Whether and to what extent ESRS E5 is reportable follows from the double materiality assessment: only material topics must be fully disclosed against the relevant data points. For resource-intensive sectors such as manufacturing, construction, packaging, textiles or electronics, circular economy is regularly material. ESRS E5 is also closely linked to the EU Taxonomy (environmental objective "transition to a circular economy"), the EU Circular Economy Action Plan and the Ecodesign Regulation. A reliable data foundation on material flows is therefore decisive not only for CSRD reporting but also for Taxonomy alignment and regulatory product requirements.
Legal Basis
ESRS E5 (Commission Delegated Regulation (EU) 2023/2772); Art. 19a, 29a, 29b Directive 2013/34/EU (CSRD)
Practical Example
A packaging manufacturer classifies the topic of circular economy as material in its double materiality assessment. For ESRS E5, the sustainability lead records the total weight of materials used, separates primary and recycled content, and determines the share of recyclable products in the portfolio.

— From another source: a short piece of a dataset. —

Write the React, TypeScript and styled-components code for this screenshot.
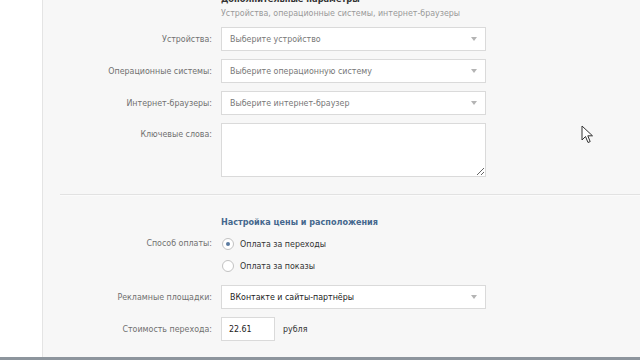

For resource outflows, she documents waste generation by hazardous/non-hazardous status as well as the recovery routes (recycling, energy recovery, landfill). On this basis the company formulates a measurable target – for example 50 percent recycled content by 2030 – and assigns actions and budgets, so that policies (E5-1), actions (E5-2) and targets (E5-3) are traceable in an audit-proof manner.